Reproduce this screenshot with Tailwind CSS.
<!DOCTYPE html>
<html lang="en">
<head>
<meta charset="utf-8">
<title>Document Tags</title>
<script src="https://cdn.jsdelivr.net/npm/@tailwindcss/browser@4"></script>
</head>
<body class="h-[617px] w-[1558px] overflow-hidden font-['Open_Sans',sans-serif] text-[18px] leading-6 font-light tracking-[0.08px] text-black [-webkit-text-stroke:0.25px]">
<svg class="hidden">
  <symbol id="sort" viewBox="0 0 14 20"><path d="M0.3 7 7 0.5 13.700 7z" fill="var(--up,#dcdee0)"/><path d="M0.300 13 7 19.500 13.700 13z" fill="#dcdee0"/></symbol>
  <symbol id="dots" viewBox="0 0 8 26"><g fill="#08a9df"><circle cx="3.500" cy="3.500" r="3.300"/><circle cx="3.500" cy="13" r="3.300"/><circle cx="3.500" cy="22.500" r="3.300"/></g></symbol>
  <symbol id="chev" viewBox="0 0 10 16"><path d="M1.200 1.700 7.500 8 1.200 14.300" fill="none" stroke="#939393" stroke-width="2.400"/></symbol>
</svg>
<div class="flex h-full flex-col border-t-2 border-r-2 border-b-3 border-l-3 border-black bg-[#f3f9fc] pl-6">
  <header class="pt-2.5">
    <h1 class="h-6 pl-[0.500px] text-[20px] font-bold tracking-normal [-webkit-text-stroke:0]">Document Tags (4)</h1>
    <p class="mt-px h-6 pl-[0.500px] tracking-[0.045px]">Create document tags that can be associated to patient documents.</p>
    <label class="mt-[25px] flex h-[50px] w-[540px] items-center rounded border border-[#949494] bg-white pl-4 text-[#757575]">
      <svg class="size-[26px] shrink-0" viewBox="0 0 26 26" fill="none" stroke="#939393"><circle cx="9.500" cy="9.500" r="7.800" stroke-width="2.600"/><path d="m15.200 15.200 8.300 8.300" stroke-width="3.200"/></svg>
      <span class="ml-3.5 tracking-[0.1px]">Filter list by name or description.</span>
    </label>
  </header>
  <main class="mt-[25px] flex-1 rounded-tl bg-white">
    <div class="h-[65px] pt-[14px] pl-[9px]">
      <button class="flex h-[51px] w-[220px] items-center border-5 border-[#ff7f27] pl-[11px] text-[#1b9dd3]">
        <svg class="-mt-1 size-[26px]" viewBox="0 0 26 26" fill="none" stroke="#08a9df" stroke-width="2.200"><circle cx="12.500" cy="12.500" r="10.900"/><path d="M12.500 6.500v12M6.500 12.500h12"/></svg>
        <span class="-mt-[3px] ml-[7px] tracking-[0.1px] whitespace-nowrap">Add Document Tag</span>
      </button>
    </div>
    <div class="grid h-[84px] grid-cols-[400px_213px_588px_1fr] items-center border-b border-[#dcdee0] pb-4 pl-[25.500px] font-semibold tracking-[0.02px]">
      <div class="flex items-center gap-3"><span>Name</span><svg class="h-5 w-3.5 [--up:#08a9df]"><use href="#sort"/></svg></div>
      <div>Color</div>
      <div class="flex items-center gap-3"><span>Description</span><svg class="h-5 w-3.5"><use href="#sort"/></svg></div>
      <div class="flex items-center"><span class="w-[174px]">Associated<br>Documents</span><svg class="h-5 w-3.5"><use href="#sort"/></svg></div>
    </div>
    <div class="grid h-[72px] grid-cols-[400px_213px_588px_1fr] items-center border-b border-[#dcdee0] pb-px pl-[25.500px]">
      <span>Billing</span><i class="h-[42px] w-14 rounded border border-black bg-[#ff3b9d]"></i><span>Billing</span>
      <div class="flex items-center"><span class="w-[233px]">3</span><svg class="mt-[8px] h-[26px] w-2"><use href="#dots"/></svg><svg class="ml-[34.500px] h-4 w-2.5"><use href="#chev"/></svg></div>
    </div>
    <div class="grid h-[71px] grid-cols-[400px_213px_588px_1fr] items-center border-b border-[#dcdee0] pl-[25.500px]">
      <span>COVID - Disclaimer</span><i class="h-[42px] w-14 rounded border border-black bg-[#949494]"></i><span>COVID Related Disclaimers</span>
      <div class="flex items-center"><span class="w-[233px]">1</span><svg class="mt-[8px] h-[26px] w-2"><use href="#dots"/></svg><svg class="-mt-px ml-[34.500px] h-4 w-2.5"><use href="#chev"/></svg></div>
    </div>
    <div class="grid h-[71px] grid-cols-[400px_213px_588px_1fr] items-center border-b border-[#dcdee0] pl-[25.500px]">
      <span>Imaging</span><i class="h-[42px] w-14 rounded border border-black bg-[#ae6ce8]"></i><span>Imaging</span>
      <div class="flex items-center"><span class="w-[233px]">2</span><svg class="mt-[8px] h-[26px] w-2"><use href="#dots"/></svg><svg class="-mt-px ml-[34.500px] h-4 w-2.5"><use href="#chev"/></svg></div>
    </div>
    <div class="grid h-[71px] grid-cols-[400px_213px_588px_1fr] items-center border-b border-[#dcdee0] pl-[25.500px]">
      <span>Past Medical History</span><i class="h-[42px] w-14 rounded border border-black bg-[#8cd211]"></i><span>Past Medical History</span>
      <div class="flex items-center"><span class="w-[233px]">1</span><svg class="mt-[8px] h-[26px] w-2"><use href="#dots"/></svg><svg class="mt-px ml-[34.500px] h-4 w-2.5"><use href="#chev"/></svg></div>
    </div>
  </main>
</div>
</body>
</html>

☆ ☆ ☆ ☆

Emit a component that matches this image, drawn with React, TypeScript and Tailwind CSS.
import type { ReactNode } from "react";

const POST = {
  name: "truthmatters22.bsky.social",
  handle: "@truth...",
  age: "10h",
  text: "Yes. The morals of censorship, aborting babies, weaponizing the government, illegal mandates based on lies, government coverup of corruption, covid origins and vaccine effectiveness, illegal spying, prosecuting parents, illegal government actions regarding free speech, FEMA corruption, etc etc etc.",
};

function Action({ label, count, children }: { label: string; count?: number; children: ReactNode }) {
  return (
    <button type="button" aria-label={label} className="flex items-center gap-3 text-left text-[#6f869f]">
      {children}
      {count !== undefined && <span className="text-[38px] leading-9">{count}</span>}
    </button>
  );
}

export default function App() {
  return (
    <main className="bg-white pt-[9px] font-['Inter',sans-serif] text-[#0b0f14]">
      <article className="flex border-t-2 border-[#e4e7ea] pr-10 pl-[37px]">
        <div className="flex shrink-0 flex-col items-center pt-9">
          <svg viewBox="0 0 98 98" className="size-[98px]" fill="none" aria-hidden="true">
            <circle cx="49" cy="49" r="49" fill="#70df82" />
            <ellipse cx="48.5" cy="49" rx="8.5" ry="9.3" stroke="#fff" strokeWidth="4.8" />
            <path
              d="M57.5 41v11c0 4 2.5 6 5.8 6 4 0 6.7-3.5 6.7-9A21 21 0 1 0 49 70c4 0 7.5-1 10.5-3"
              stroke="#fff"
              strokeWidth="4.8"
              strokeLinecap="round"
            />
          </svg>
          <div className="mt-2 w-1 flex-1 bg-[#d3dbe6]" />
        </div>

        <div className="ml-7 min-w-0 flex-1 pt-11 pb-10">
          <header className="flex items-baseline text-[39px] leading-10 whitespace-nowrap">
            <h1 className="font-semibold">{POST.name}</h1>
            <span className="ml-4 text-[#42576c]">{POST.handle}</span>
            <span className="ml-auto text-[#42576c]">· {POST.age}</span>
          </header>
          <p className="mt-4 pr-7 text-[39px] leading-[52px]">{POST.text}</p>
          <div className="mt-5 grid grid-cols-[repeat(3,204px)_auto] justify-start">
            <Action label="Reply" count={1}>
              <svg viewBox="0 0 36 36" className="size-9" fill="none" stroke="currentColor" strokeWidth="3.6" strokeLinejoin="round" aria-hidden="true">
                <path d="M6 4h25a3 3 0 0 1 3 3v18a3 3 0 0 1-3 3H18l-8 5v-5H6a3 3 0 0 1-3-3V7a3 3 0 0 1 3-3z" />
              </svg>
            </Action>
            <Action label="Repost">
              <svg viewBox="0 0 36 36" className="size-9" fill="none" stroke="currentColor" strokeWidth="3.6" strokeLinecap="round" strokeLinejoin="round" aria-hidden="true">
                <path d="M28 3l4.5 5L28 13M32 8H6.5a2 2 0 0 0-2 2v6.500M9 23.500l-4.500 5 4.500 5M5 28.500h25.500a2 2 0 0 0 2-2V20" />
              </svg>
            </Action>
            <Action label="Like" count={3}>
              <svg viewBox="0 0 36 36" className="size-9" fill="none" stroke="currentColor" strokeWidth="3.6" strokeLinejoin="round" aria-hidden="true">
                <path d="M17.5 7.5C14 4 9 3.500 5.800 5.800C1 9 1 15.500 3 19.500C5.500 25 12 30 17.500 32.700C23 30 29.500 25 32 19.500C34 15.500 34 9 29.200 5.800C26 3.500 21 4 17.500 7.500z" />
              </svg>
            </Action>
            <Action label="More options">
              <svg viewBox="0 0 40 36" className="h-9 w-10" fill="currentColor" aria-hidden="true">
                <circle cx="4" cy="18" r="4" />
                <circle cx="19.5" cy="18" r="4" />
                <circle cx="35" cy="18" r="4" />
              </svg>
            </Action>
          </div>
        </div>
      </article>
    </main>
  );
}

☆ ☆ ☆ ☆

BRIEF: Look for the word "that" and return every line where it occurs.

RESULT OF THIS TASK:
    <p class="mt-px h-6 pl-[0.500px] tracking-[0.045px]">Create document tags that can be associated to patient documents.</p>
Emit a component that matches this image, drawn with React, TypeScript and Tailwind CSS.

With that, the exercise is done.